Kasus pajak BCA dengan tersangka Hadi Poernomo mengajukan gugatan praperadilan.
Solopos.com, JAKARTA — Tersangka bekas Direktur Jenderal (Dirjen) Pajak pada periode 2002-2014, Hadi Poernomo telah membacakan permohonan gugatan praperadilannya di Pengadilan Negeri Jakarta Selatan dengan hakim tunggal praperadilan Aswandi. Sementara anggota Biro Hukum KPK Yudi Kristiana menyebut kerugian negara akibat kasus tersebut mencapai triliunan rupiah.
Dalam permohonannya, Hadi menilai permohonan keberatan pajak PT Bank Central Asia (BCA) tidak masuk dalam objek penyidikan tindak pidana korupsi.
Mantan Kepala Badan Pemeriksa Keuangan (BPK) tersebut menjelaskan bahwa keberatan pajak yang diputuskan sebagai keputusan administratif dan belum final (on going process) adalah kebijakan Dirjen Pajak yang tidak dapat dipidanakan, karena menurut Hadi pemutusan keberatan pajak PT BCA tersebut melekat pada kewenangan Dirjen Pajak.
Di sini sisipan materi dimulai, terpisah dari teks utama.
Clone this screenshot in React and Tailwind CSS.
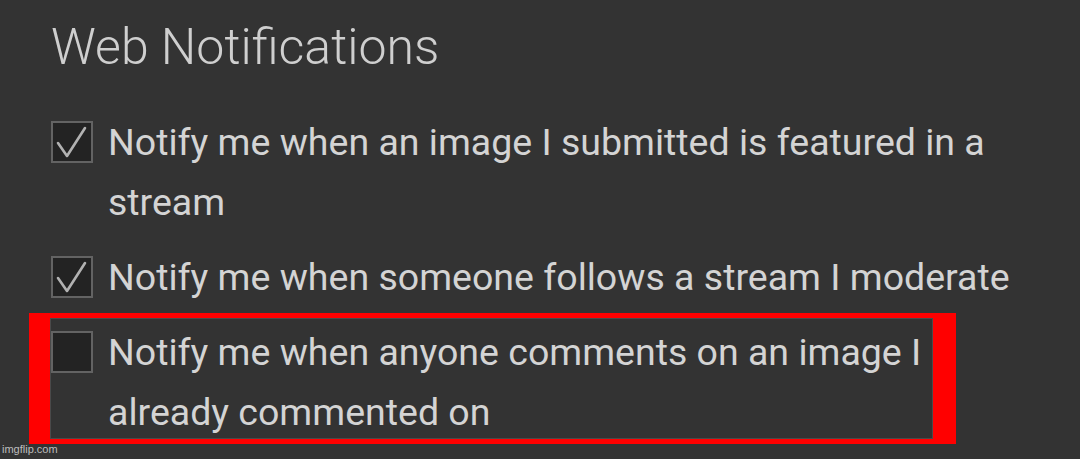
const items = [
    { label: "Notify me when an image I submitted is featured in a stream", checked: true },
    { label: "Notify me when someone follows a stream I moderate", checked: true },
    { label: "Notify me when anyone comments on an image I already commented on", checked: false, marked: true },
];

function Box({ checked }) {
    return (
        <div className="mt-[9px] h-[42px] w-[42px] shrink-0 border-2 border-[#636363] bg-[#232323]">
            {checked && (
                <svg viewBox="0 0 38 38" className="h-full w-full" fill="none">
                    <path d="M5 20 L14 33 L32 5" stroke="#b2b2b2" strokeWidth="2.6" strokeLinecap="round" strokeLinejoin="round" />
                </svg>
            )}
        </div>
    );
}

export default function App() {
    return (
        <div className="relative h-[459px] w-[1080px] overflow-hidden bg-[#333333] font-['Roboto',sans-serif] text-[#d4d4d4]">
            <div className="pl-[51px] pt-[22px]">
                <h1 className="text-[50px] font-light leading-[50px] text-[#cfcfcf]">Web Notifications</h1>

                <div className="mt-[40px] flex flex-col gap-[15px]">
                    {items.map((item) => (
                        <div key={item.label} className="relative flex gap-[15px]">
                            {item.marked && (
                                <div className="pointer-events-none absolute -left-[22px] -top-[9px] h-[131px] w-[927px] border-y-[5px] border-l-[21px] border-r-[23px] border-[#ff0000]">
                                    <div className="h-full w-full border border-[#4a4a4a]" />
                                </div>
                            )}
                            <Box checked={item.checked} />
                            <p className="max-w-[920px] text-[37.5px] leading-[60px]">{item.label}</p>
                        </div>
                    ))}
                </div>
            </div>

            <span className="absolute bottom-[2px] left-[2px] font-['Liberation_Sans',sans-serif] text-[11px] text-[#bdbdbd]">imgflip.com</span>
        </div>
    );
}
Hadi mengatakan dalam perkara pajak, pemutus keberatan pajak hanya dapat dipidanakan jika telah terjadi tindak pidana penyuapan terhadap Dirjen Pajak.
 
“Pemidanaan atau pemutus keberatan pajak akan mengakibatkan pemutus keberatan pajak tidak akan berani mengambil keputusan, sehingga dalam praktik pemutus keberatan pajak hanya dapat dipidanakan apabila terjadi suap penyuap,” tutur Hadi saat membacakan permohonan praperadilan di Pengadilan Negeri Jakarta Selatan, Senin (18/5/2015).
Selain itu, Hadi juga menjelaskan menurut hukum keberatan pajak bukan objek penyidikan pajak karena keberatan pajak bukan merupakan perbuatan pidana, namun upaya hukum yang bersifat administratif dan belum final apabila masih terjadi sengketa pajak.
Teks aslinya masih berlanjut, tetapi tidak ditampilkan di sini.